■ EXERCISE REQUIREMENTS ■
Keep only those lines of the records that include the string "Tailwind".

■ MATERIAL SUPPLIED ■
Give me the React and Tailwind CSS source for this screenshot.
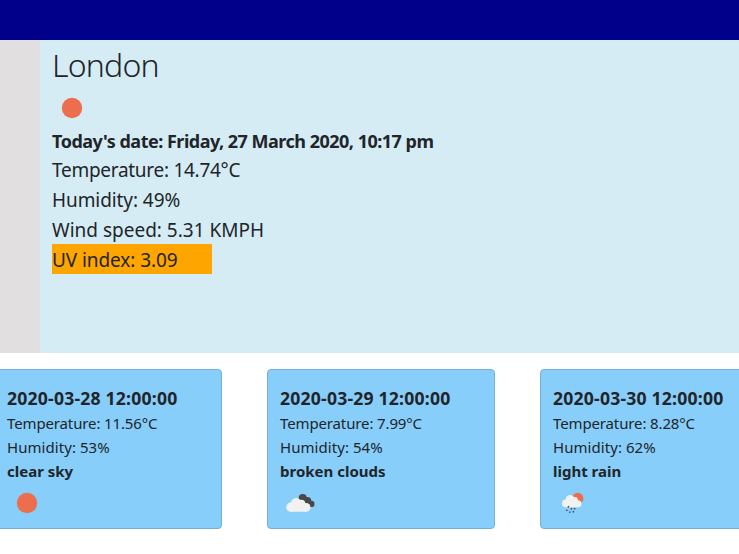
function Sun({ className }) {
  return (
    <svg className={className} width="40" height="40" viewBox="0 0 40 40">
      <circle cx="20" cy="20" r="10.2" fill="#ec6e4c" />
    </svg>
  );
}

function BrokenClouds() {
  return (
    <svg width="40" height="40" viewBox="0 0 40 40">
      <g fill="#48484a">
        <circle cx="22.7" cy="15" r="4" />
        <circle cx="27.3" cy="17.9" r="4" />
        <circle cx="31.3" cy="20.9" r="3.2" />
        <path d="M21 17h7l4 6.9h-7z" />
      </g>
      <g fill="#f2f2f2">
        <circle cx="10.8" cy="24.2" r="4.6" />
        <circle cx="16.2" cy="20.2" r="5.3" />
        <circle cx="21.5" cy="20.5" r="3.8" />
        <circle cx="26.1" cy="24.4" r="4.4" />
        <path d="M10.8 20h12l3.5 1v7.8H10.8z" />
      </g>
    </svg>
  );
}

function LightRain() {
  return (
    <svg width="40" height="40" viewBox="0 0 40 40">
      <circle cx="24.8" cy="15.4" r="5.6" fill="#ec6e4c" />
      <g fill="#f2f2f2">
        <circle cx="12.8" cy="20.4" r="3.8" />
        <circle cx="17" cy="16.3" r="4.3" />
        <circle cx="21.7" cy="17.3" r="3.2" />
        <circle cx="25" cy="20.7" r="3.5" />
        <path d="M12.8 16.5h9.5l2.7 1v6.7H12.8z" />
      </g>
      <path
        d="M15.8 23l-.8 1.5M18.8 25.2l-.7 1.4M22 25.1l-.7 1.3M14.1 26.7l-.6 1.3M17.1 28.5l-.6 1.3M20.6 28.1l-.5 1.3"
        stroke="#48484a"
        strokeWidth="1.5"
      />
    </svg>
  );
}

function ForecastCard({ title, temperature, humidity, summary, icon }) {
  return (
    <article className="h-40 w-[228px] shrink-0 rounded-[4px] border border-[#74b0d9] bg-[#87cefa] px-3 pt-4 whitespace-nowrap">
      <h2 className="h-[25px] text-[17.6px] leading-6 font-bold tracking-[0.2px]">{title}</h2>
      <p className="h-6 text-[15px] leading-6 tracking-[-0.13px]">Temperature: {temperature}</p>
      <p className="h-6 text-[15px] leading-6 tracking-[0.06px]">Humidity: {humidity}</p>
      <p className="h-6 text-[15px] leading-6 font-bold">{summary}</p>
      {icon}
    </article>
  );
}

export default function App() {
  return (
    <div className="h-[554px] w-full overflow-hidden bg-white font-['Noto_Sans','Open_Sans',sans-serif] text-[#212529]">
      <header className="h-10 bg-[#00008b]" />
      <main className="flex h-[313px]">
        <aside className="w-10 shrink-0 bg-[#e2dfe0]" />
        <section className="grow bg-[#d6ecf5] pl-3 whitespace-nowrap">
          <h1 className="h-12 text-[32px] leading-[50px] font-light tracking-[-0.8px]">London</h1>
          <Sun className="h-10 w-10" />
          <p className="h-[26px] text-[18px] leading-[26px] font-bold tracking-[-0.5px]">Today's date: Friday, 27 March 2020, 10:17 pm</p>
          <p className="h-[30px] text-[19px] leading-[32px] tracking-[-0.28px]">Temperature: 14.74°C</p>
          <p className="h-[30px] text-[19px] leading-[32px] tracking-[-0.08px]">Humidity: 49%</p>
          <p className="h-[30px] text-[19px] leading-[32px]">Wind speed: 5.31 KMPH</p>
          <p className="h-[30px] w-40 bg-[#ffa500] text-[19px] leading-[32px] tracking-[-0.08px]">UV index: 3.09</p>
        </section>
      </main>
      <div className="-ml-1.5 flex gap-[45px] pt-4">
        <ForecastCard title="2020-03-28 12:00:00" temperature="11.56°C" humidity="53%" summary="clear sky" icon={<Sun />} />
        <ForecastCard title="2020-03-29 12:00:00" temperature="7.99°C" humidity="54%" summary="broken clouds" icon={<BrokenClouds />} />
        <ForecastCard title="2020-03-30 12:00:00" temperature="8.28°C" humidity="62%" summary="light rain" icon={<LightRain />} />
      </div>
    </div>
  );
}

* * *

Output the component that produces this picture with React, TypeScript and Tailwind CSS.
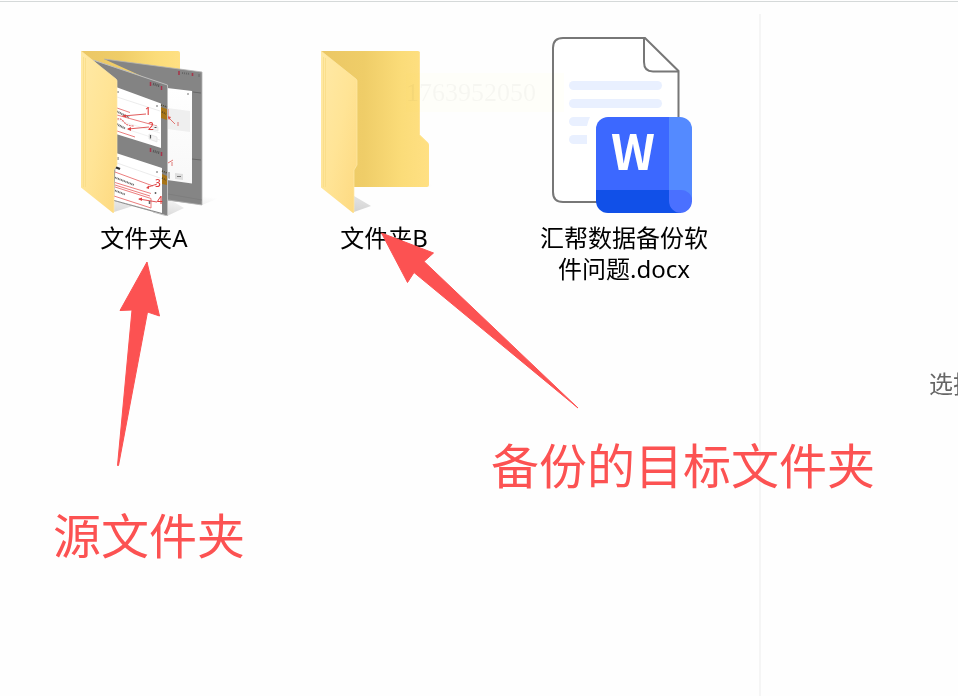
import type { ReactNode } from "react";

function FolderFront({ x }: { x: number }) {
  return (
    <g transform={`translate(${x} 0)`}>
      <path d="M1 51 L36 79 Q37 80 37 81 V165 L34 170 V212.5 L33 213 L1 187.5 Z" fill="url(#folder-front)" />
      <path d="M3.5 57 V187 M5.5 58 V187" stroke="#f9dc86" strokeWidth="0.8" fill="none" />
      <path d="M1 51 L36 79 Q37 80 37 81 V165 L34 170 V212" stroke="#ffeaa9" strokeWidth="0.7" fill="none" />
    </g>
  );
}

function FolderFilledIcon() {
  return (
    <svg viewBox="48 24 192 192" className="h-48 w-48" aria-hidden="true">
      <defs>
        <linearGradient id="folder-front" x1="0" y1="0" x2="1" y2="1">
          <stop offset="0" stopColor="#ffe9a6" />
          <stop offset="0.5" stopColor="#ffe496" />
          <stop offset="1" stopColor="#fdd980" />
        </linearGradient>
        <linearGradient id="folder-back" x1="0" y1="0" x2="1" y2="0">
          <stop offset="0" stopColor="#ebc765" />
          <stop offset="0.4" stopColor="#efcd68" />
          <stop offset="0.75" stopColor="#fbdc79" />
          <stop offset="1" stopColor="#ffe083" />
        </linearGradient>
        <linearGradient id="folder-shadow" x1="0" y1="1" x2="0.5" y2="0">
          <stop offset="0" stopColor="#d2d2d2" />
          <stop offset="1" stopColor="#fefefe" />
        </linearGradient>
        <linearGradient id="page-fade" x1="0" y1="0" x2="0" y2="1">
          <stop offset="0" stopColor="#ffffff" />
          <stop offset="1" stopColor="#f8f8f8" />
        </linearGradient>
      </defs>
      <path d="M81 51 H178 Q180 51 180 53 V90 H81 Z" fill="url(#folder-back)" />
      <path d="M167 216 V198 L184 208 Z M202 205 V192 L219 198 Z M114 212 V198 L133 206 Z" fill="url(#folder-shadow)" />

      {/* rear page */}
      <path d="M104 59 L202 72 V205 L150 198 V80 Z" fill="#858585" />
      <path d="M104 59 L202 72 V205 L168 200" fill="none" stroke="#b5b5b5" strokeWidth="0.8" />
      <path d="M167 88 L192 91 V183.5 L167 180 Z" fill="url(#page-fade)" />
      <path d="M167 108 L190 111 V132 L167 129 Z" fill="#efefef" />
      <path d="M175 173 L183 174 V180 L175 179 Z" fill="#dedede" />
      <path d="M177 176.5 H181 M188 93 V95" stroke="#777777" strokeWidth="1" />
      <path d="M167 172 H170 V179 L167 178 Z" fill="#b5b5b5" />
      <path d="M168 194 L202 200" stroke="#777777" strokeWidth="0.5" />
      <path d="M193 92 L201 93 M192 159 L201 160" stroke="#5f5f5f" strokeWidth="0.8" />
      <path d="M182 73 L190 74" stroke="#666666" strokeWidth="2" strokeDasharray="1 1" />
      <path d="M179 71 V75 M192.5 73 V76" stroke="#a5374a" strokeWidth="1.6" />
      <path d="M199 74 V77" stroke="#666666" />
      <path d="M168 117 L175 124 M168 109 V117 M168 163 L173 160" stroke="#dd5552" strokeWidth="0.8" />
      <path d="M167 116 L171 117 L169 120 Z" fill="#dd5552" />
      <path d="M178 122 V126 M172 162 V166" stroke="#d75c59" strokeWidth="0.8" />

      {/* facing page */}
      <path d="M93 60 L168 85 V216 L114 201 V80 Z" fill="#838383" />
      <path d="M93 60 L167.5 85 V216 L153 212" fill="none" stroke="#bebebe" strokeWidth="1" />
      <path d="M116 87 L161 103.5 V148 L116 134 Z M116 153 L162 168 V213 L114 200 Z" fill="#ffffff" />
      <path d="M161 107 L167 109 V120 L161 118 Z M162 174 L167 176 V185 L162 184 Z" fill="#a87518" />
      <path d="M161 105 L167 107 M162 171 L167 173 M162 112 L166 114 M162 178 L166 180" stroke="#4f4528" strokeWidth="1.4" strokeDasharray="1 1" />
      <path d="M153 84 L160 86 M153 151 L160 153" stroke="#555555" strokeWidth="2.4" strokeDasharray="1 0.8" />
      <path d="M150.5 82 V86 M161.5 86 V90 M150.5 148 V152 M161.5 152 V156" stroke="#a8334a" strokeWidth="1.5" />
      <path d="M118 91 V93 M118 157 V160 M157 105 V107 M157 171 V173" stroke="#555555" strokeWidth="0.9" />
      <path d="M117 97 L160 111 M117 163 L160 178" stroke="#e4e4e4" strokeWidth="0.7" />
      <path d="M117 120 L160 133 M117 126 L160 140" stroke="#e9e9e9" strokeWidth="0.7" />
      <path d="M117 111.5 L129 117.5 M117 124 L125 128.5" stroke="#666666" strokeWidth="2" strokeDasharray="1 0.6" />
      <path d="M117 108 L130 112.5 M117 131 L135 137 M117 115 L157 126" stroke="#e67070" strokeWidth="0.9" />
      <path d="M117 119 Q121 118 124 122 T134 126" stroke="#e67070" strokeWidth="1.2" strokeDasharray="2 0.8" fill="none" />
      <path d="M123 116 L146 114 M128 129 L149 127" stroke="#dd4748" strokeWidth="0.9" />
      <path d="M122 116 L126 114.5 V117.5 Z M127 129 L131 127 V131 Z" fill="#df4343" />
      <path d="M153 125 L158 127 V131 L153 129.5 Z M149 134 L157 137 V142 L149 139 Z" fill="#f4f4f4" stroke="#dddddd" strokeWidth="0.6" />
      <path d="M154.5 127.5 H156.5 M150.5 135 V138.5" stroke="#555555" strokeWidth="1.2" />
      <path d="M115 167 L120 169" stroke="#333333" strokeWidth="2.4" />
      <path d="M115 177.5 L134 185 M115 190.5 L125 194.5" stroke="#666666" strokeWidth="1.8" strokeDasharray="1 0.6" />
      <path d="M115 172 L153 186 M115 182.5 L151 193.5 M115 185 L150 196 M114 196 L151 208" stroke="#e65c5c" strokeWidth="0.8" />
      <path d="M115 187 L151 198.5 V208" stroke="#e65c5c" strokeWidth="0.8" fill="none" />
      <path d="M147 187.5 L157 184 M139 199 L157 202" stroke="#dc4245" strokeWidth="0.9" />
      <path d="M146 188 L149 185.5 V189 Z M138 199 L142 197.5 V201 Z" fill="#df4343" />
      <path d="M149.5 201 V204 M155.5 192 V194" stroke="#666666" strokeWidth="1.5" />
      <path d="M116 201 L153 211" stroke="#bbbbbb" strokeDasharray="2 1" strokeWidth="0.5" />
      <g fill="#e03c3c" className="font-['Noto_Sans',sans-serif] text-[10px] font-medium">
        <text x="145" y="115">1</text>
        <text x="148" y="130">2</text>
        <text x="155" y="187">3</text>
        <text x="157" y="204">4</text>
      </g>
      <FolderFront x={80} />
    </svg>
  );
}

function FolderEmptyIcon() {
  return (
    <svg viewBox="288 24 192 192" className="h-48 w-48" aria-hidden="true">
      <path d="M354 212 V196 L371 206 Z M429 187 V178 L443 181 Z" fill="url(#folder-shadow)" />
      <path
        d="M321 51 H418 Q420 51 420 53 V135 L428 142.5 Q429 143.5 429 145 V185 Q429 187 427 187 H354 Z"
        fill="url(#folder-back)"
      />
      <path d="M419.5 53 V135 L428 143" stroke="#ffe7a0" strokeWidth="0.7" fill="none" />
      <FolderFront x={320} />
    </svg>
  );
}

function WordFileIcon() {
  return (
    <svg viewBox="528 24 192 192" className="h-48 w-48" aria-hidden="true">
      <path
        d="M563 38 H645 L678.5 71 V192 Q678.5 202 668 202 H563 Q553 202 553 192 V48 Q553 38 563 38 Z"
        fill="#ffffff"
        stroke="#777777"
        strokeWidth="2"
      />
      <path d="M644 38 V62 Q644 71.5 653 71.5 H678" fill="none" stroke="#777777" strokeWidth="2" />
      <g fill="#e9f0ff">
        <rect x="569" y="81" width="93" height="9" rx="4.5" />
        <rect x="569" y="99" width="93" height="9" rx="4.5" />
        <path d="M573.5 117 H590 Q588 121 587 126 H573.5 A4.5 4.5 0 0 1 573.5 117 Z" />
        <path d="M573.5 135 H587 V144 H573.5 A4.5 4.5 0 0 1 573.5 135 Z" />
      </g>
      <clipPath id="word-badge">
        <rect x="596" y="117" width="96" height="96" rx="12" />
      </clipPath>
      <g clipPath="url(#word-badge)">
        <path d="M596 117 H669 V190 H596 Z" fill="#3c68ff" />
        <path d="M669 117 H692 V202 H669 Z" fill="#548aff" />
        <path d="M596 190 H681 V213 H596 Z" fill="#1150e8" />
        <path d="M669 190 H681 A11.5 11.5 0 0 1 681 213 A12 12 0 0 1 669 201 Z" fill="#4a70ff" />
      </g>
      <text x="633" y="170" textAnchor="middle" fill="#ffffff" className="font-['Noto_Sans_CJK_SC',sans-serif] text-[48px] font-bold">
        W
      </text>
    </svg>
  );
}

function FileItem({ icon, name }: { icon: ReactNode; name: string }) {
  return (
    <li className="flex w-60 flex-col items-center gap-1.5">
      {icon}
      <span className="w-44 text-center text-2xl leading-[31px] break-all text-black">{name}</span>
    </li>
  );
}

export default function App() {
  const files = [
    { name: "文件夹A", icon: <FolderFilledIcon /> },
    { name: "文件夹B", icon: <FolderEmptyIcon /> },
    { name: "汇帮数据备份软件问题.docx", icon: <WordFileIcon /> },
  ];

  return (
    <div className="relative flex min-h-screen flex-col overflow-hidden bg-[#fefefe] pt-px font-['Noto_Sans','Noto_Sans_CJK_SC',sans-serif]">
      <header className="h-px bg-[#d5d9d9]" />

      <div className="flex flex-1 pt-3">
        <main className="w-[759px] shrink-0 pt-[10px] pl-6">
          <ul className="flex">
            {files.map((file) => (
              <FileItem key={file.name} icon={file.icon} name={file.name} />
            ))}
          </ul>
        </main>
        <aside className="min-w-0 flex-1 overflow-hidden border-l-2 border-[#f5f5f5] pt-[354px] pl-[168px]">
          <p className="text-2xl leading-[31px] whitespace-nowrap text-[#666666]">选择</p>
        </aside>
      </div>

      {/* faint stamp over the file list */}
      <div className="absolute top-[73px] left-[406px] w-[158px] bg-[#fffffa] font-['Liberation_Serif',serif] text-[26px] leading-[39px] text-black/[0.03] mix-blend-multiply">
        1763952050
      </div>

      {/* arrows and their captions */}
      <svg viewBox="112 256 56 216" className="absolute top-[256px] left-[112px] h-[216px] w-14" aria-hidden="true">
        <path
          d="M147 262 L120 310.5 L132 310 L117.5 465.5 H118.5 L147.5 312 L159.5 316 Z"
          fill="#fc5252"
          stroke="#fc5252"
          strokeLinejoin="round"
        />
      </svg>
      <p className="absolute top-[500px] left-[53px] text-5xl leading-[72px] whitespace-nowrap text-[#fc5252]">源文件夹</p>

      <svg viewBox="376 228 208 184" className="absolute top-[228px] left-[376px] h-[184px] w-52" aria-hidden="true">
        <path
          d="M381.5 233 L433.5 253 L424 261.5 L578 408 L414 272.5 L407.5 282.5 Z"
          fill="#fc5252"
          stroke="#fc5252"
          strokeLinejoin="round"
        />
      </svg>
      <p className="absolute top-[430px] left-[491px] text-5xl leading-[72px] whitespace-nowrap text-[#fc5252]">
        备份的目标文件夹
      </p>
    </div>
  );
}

■ ANSWER TO THIS TASK ■
Give me the React and Tailwind CSS source for this screenshot.
Output the component that produces this picture with React, TypeScript and Tailwind CSS.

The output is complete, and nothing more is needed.